“Incominciava a piacermi New York. Mi piaceva risalire la Quinta Avenue, scegliere donne romantiche nella folla e immaginare che in pochi minuti sarei entrato nella loro vita e nessuno lo avrebbe mai saputo o vi si sarebbe opposto. ”
Eccomi arrivato all’ultimo articolo; dieci recensioni di libri di e su New York, questo era l’accordo con il nostro comune amico. Poter raccontare quel poco che conosco della Grande Mela e arricchirlo con tutto quello che sanno i romanzi, è stato un vero piacere. Grazie a chi me lo ha concesso.
Adesso torniamo a noi: sono stato molto dibattuto sull’ultimo libro da scegliere, perché le possibilità erano ancora tantissime, ma nessuna mi soddisfaceva davvero. Allora ho deciso di scegliere una mia vecchia conoscenza. Sono sicuro che molti di voi l’avranno letto e non ho la pretesa di proporvi una novità: ma vi racconterò il mio Gatsby, quello che è stato per me questo romanzo.
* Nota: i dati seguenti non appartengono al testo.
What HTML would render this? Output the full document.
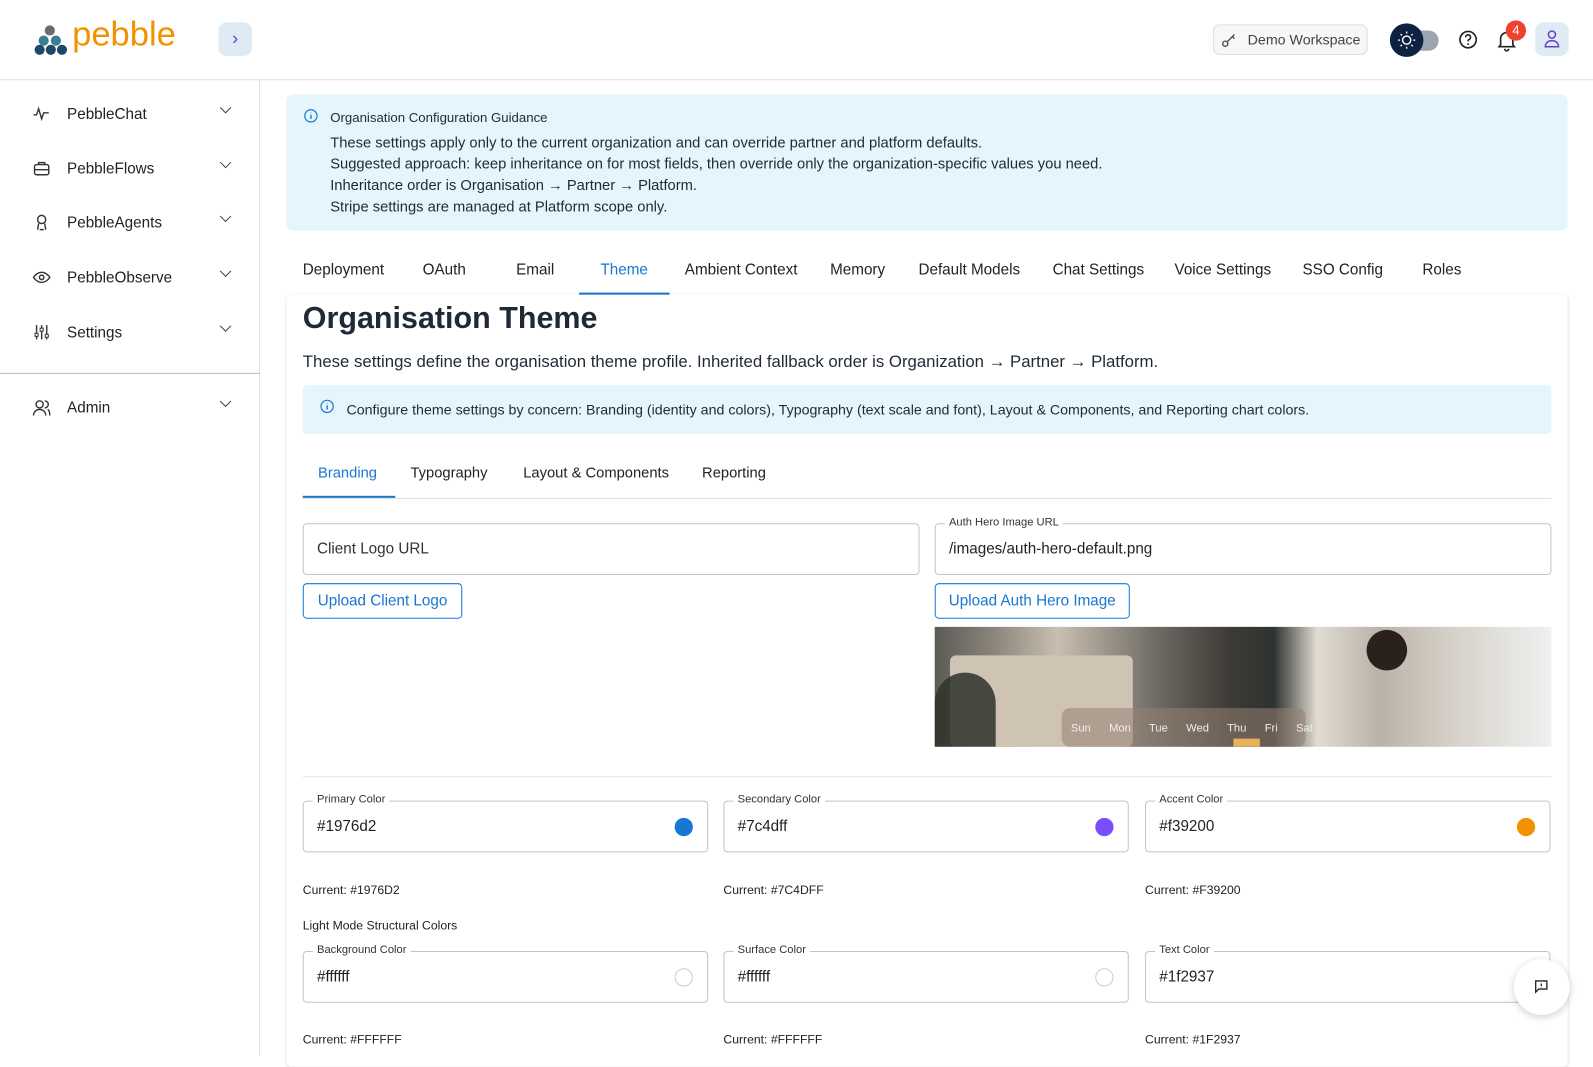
<!DOCTYPE html>
<html><head><meta charset="utf-8"><style>
*{box-sizing:border-box;margin:0;padding:0}
body{width:1593px;height:1039px;overflow:hidden;background:#fff;font-family:"Liberation Sans",sans-serif;color:#1f2937;position:relative}
#w{position:absolute;left:0;top:0;width:1568px;height:1023px;transform:scale(1.0160);transform-origin:0 0}
.abs{position:absolute}
.hdr{left:0;top:0;width:1568px;height:79px;border-bottom:1px solid #e0e0e0}
.side{left:0;top:79px;width:256px;height:960px;border-right:1px solid #e0e0e0}
.nav{position:absolute;left:32px;font-size:15px;color:#222;display:flex;align-items:center}
.nav span{margin-left:16px}
.chev{position:absolute;left:218px;width:8px;height:8px;border-right:1.5px solid #444;border-bottom:1.5px solid #444;transform:rotate(45deg)}
.tab{position:absolute;top:257px;font-size:15px;color:#222}
.field{position:absolute;height:51px;border:1px solid #c4c4c4;border-radius:4px;font-size:15px;padding:0 13px;display:flex;align-items:center;color:#222}
.lbl{position:absolute;top:-8px;left:9px;background:#fff;padding:0 4px;font-size:11px;color:#333}
.dot{position:absolute;right:14px;top:16px;width:18px;height:18px;border-radius:50%}
.small{position:absolute;font-size:12px;color:#222}
.btn{position:absolute;height:35px;border:1px solid #1976d2;border-radius:4px;color:#1976d2;font-size:15px;display:flex;align-items:center;justify-content:center}
</style></head><body><div id="w">
<div class="abs hdr"></div>
<svg class="abs" style="left:34px;top:22px" width="36" height="34" viewBox="0 0 36 34">
<circle cx="15" cy="8" r="5" fill="#6b6b6b"/>
<circle cx="9" cy="18" r="5" fill="#3d7d93"/><circle cx="21" cy="18" r="5" fill="#3d7d93"/>
<circle cx="5" cy="27" r="5" fill="#1b4a66"/><circle cx="16" cy="27" r="5" fill="#1b4a66"/><circle cx="27" cy="27" r="5" fill="#1b4a66"/>
</svg>
<div class="abs" style="left:71px;top:15px;font-size:34px;color:#f39200">pebble</div>
<div class="abs" style="left:215px;top:22px;width:33px;height:33px;border-radius:8px;background:#deebf5;color:#6a3fd0;font-size:18px;text-align:center;line-height:32px">›</div>
<div class="abs" style="left:1194px;top:24px;width:152px;height:30px;border:1px solid #ddd;border-radius:6px;background:#f7f7f7;font-size:14px;color:#444;padding-left:33px;line-height:28px">Demo Workspace</div>
<svg class="abs" style="left:1202px;top:31px" width="16" height="16" viewBox="0 0 16 16"><circle cx="4" cy="12" r="2.5" fill="none" stroke="#444" stroke-width="1.3"/><path d="M6 10L13 3M11 5l2 2" stroke="#444" stroke-width="1.3" fill="none"/></svg>
<div class="abs" style="left:1384px;top:30px;width:32px;height:20px;border-radius:10px;background:#9aa5b1"></div>
<div class="abs" style="left:1368px;top:23px;width:33px;height:33px;border-radius:50%;background:#0d2240"></div>
<svg class="abs" style="left:1375px;top:30px" width="19" height="19" viewBox="0 0 19 19"><circle cx="9.5" cy="9.5" r="4" fill="none" stroke="#fff" stroke-width="1.4"/><path d="M9.5 1v2M9.5 16v2M1 9.5h2M16 9.5h2M3.5 3.5l1.4 1.4M14.1 14.1l1.4 1.4M3.5 15.5l1.4-1.4M14.1 4.9l1.4-1.4" stroke="#fff" stroke-width="1.3"/></svg>
<svg class="abs" style="left:1435px;top:29px" width="20" height="20" viewBox="0 0 20 20"><circle cx="10" cy="10" r="8" fill="none" stroke="#222" stroke-width="1.6"/><path d="M7.6 7.7a2.4 2.4 0 1 1 3.3 2.2c-.6.3-.9.7-.9 1.4v.4" fill="none" stroke="#222" stroke-width="1.6"/><circle cx="10" cy="14.4" r=".9" fill="#222"/></svg>
<svg class="abs" style="left:1473px;top:29px" width="20" height="22" viewBox="0 0 20 22"><path d="M4 15V9a6 6 0 0 1 12 0v6l1.5 2h-15zM8 19a2 2 0 0 0 4 0" fill="none" stroke="#222" stroke-width="1.6"/></svg>
<div class="abs" style="left:1482px;top:20px;width:20px;height:20px;border-radius:50%;background:#f0412f;color:#fff;font-size:13px;text-align:center;line-height:20px">4</div>
<div class="abs" style="left:1511px;top:22px;width:33px;height:33px;border-radius:8px;background:#deebf5"></div>
<svg class="abs" style="left:1518px;top:28px" width="19" height="20" viewBox="0 0 19 20"><circle cx="9.5" cy="6" r="3.5" fill="none" stroke="#6a3fd0" stroke-width="1.5"/><path d="M3 18c0-4 3-6 6.5-6s6.5 2 6.5 6z" fill="none" stroke="#6a3fd0" stroke-width="1.5"/></svg>

<div class="abs side"></div>
<div class="nav" style="top:103px"><svg width="18" height="18" viewBox="0 0 18 18"><path d="M1 10h3l2-6 3 10 2-6h5" fill="none" stroke="#333" stroke-width="1.4"/></svg><span>PebbleChat</span></div><div class="chev" style="top:102px"></div>
<div class="nav" style="top:157px"><svg width="18" height="18" viewBox="0 0 18 18"><rect x="2" y="5" width="14" height="10" rx="2" fill="none" stroke="#333" stroke-width="1.4"/><path d="M6 5V3h6v2M2 10h14" fill="none" stroke="#333" stroke-width="1.4"/></svg><span>PebbleFlows</span></div><div class="chev" style="top:156px"></div>
<div class="nav" style="top:210px"><svg width="18" height="18" viewBox="0 0 18 18"><circle cx="9" cy="6" r="4" fill="none" stroke="#333" stroke-width="1.4"/><path d="M5 16l1-6M13 16l-1-6M7 16h4" fill="none" stroke="#333" stroke-width="1.4"/></svg><span>PebbleAgents</span></div><div class="chev" style="top:209px"></div>
<div class="nav" style="top:264px"><svg width="18" height="18" viewBox="0 0 18 18"><path d="M1 9s3-5 8-5 8 5 8 5-3 5-8 5-8-5-8-5z" fill="none" stroke="#333" stroke-width="1.4"/><circle cx="9" cy="9" r="2.2" fill="none" stroke="#333" stroke-width="1.4"/></svg><span>PebbleObserve</span></div><div class="chev" style="top:263px"></div>
<div class="nav" style="top:318px"><svg width="18" height="18" viewBox="0 0 18 18"><path d="M4 2v14M9 2v14M14 2v14" stroke="#333" stroke-width="1.4"/><rect x="2.5" y="10" width="3" height="3" fill="#fff" stroke="#333"/><rect x="7.5" y="5" width="3" height="3" fill="#fff" stroke="#333"/><rect x="12.5" y="11" width="3" height="3" fill="#fff" stroke="#333"/></svg><span>Settings</span></div><div class="chev" style="top:317px"></div>
<div class="abs" style="left:0;top:367px;width:256px;height:1px;background:#bbb"></div>
<div class="nav" style="top:392px"><svg width="18" height="18" viewBox="0 0 18 18"><circle cx="7" cy="6" r="3.5" fill="none" stroke="#333" stroke-width="1.4"/><path d="M1 17c0-4 3-6 6-6s6 2 6 6M12 2.5a3.5 3.5 0 0 1 0 7M15 11c1.5 1 2 3 2 6" fill="none" stroke="#333" stroke-width="1.4"/></svg><span>Admin</span></div><div class="chev" style="top:391px"></div>

<div class="abs" style="left:282px;top:93px;width:1261px;height:134px;background:#e5f5fc;border-radius:6px"></div>
<svg class="abs" style="left:299px;top:107px" width="14" height="14" viewBox="0 0 14 14"><circle cx="7" cy="7" r="6" fill="none" stroke="#1976d2" stroke-width="1.2"/><path d="M7 6v4M7 4v.5" stroke="#1976d2" stroke-width="1.4"/></svg>
<div class="abs" style="left:325px;top:108px;font-size:13px;color:#1f2937">Organisation Configuration Guidance</div>
<div class="abs" style="left:325px;top:131px;font-size:14.5px;line-height:21px;color:#1f2937">These settings apply only to the current organization and can override partner and platform defaults.<br>Suggested approach: keep inheritance on for most fields, then override only the organization-specific values you need.<br>Inheritance order is Organisation → Partner → Platform.<br>Stripe settings are managed at Platform scope only.</div>

<div class="tab" style="left:298px">Deployment</div>
<div class="tab" style="left:416px">OAuth</div>
<div class="tab" style="left:508px">Email</div>
<div class="tab" style="left:591px;color:#1976d2">Theme</div>
<div class="abs" style="left:570px;top:288px;width:89px;height:2px;background:#1976d2"></div>
<div class="tab" style="left:674px">Ambient Context</div>
<div class="tab" style="left:817px">Memory</div>
<div class="tab" style="left:904px">Default Models</div>
<div class="tab" style="left:1036px">Chat Settings</div>
<div class="tab" style="left:1156px">Voice Settings</div>
<div class="tab" style="left:1282px">SSO Config</div>
<div class="tab" style="left:1400px">Roles</div>

<div class="abs" style="left:282px;top:290px;width:1261px;height:760px;border-radius:4px;box-shadow:0 1px 3px rgba(0,0,0,.15)"></div>
<div class="abs" style="left:298px;top:297px;font-size:30px;font-weight:600;color:#1f2937">Organisation Theme</div>
<div class="abs" style="left:298px;top:347px;font-size:16.5px;color:#1f2937">These settings define the organisation theme profile. Inherited fallback order is Organization → Partner → Platform.</div>
<div class="abs" style="left:298px;top:379px;width:1229px;height:48px;background:#e5f5fc;border-radius:4px"></div>
<svg class="abs" style="left:315px;top:393px" width="14" height="14" viewBox="0 0 14 14"><circle cx="7" cy="7" r="6" fill="none" stroke="#1976d2" stroke-width="1.2"/><path d="M7 6v4M7 4v.5" stroke="#1976d2" stroke-width="1.4"/></svg>
<div class="abs" style="left:341px;top:395px;font-size:14px;color:#1f2937">Configure theme settings by concern: Branding (identity and colors), Typography (text scale and font), Layout &amp; Components, and Reporting chart colors.</div>

<div class="tab" style="left:313px;top:458px;font-size:14.5px;color:#1976d2">Branding</div>
<div class="tab" style="left:404px;top:458px;font-size:14.5px">Typography</div>
<div class="tab" style="left:515px;top:458px;font-size:14.5px">Layout &amp; Components</div>
<div class="tab" style="left:691px;top:458px;font-size:14.5px">Reporting</div>
<div class="abs" style="left:298px;top:490px;width:1229px;height:1px;background:#ddd"></div>
<div class="abs" style="left:298px;top:488px;width:91px;height:2px;background:#1976d2"></div>

<div class="field" style="left:298px;top:515px;width:607px;color:#333">Client Logo URL</div>
<div class="field" style="left:920px;top:515px;width:607px"><div class="lbl">Auth Hero Image URL</div>/images/auth-hero-default.png</div>
<div class="btn" style="left:298px;top:574px;width:157px">Upload Client Logo</div>
<div class="btn" style="left:920px;top:574px;width:192px">Upload Auth Hero Image</div>
<div class="abs" style="left:920px;top:617px;width:607px;height:118px;overflow:hidden;background:linear-gradient(90deg,#5b5a55 0%,#8d877d 10%,#c9bfb1 20%,#6e6a64 36%,#3d3a35 48%,#2f3331 55%,#e1dcd3 62%,#b9b2a7 72%,#d8d3cb 85%,#eef1f0 100%)">
<div class="abs" style="left:15px;top:28px;width:180px;height:90px;background:#cfc3b3;border-radius:6px"></div>
<div class="abs" style="left:0;top:45px;width:60px;height:73px;background:#2e332c;border-radius:30px 30px 0 0;opacity:.85"></div>
<div class="abs" style="left:425px;top:3px;width:40px;height:40px;border-radius:50%;background:#2a211d"></div>
<div class="abs" style="left:125px;top:80px;width:240px;height:38px;background:rgba(150,130,115,.55);border-radius:8px"></div>
<div class="abs" style="left:134px;top:94px;font-size:11px;color:#f3efe9;word-spacing:15px">Sun Mon Tue Wed Thu Fri Sat</div>
<div class="abs" style="left:294px;top:110px;width:26px;height:8px;background:#e8b25a"></div>
</div>

<div class="abs" style="left:298px;top:764px;width:1229px;height:1px;background:#e5e5e5"></div>
<div class="field" style="left:298px;top:788px;width:399px"><div class="lbl">Primary Color</div>#1976d2<div class="dot" style="background:#1976d2"></div></div>
<div class="field" style="left:712px;top:788px;width:399px"><div class="lbl">Secondary Color</div>#7c4dff<div class="dot" style="background:#7c4dff"></div></div>
<div class="field" style="left:1127px;top:788px;width:399px"><div class="lbl">Accent Color</div>#f39200<div class="dot" style="background:#f39200"></div></div>
<div class="small" style="left:298px;top:869px">Current: #1976D2</div>
<div class="small" style="left:712px;top:869px">Current: #7C4DFF</div>
<div class="small" style="left:1127px;top:869px">Current: #F39200</div>
<div class="small" style="left:298px;top:904px">Light Mode Structural Colors</div>
<div class="field" style="left:298px;top:936px;width:399px"><div class="lbl">Background Color</div>#ffffff<div class="dot" style="background:#fff;border:1px solid #ccc"></div></div>
<div class="field" style="left:712px;top:936px;width:399px"><div class="lbl">Surface Color</div>#ffffff<div class="dot" style="background:#fff;border:1px solid #ccc"></div></div>
<div class="field" style="left:1127px;top:936px;width:399px"><div class="lbl">Text Color</div>#1f2937</div>
<div class="small" style="left:298px;top:1016px">Current: #FFFFFF</div>
<div class="small" style="left:712px;top:1016px">Current: #FFFFFF</div>
<div class="small" style="left:1127px;top:1016px">Current: #1F2937</div>
<div class="abs" style="left:1490px;top:944px;width:55px;height:55px;border-radius:50%;background:#fff;box-shadow:0 2px 8px rgba(0,0,0,.2)"></div>
<svg class="abs" style="left:1510px;top:964px" width="14" height="14" viewBox="0 0 14 14"><path d="M1.5 1.5h11v8h-8l-3 3z" fill="none" stroke="#222" stroke-width="1.3"/><path d="M7 4v2.5M7 7.8v.4" stroke="#222" stroke-width="1.3"/></svg>
</div></body></html>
Correva l’anno 1998 e il qui presente, insieme ai fidati compagni di viaggio, era chino sugli studi leggiadri e le sudate carte del liceo. Si dà il caso che il primo approccio con Gatsby sia avvenuto proprio in quel momento e più precisamente tramite un’agghiacciante versione antologica inglese, corredata di domande a fine capitolo. Fitzgerald era per me l’incubo del sabato mattina, in cui cercavo di copiare le risposte da qualche anima caritatevole.
Come spesso accade, dopo quell’esperienza traumatica, ho evitato per qualche anno di avvicinarmi al romanzo. Ma poi, si sa, il tempo appiana tutto e un bel giorno decisi di rimettermi a leggerlo. Sorpresa: non solo il libro non era per niente quel macigno che ricordavo, ma, al contrario, era un autentica figata.
Pubblicato per la prima volta nel 1925, ci mostra per prima cosa come siamo presuntuosi nel ritenerci una generazioni godereccia e immorale…Quella era “la generazione immorale”: alcol, droghe, feste, balli, malavita, adulteri e promiscuità sessuale; tutte le follie che avete fatto a partire dai 15 anni, loro le avevano fatte prima e meglio.
Credo che la storia sia conosciuta più o meno da tutti. Nick Carradine bazzica la megavilla di sua cugina Daisy a Long Island e un po’ per caso conosce Jay Gatsby, il festaiolo per antonomasia. In breve si scopre che Gatsby organizza feste solo per riconquistare la sua vecchia fiamma Daisy, che prima ci sta e poi lo molla di nuovo, lasciandolo metaforicamente sotto un tram.
Fin qui niente di nuovo, se non fosse che tutto è nuovo; Fitzgerald è il primo ad avere il coraggio di raccontare il lato oscuro del sogno americano. Per la prima volta fu chiaro a tutti che i ricchi newyorchesi bazzicavano ugualmente volentieri le ville di Long Island e i sobborghi di Astoria, gli attici di Park Avenue e gli squallidi appartamenti del Lower East Side.
In molti hanno un debito con Fitzgerald e, per non andare troppo lontano, almeno tre dei romanzi che vi ho raccontato, Le mille luci di New York, Il bar delle Grandi Speranze e La città invincibile, sono dei veri e propri rifacimenti di Gatsby.
Ma forse quello che sconcerta di più è la modernità dei personaggi e dei luoghi. Daisy è la tipica stronza che vi intorta per anni e poi vi lascia senza batter ciglio. Tom Buchanan, suo marito, è il fighetto nato con la camicia, pieno di privilegi e perennemente insoddisfatto. Jay Gatsby è invece l’arrampicatore sociale, disposto a tutto pur di non sentirsi da meno, che si accorge troppo tardi che l’accesso al vero privé gli è stato precluso fin dall’inizio. E poi c’è Nick Carradine, il vero protagonista del romanzo, che è il modello di tutti i solitari che restano ai margini delle storie, pur essendo gli unici a comprenderle profondamente e del tutto.
Infine c’è New York, sempre lei, la prima donna di tutti i nostri romanzi, che negli anni ’20 era già sgamata e strafottente come oggi, se non di più. Gli anni ruggenti devono essere stati la sua adolescenza burrascosa, una delle sue esibizioni più riuscite; ma spero che anche voi concorderete con me, che anche se è un po’ invecchiata, non lo dimostra per niente.
La Long Island Rail Road esisteva già al tempo di Gatsby: prendetela e fermatevi a Little Neck. Andate in spiaggia e leggete: chissà che non vediate una luce dall’altra parte della baia.
p.s. Grazie a Luca e Cristina, i nostri comuni amici, a John e Andy, i miei compagni di viaggio e a M., la mia correttrice di bozze.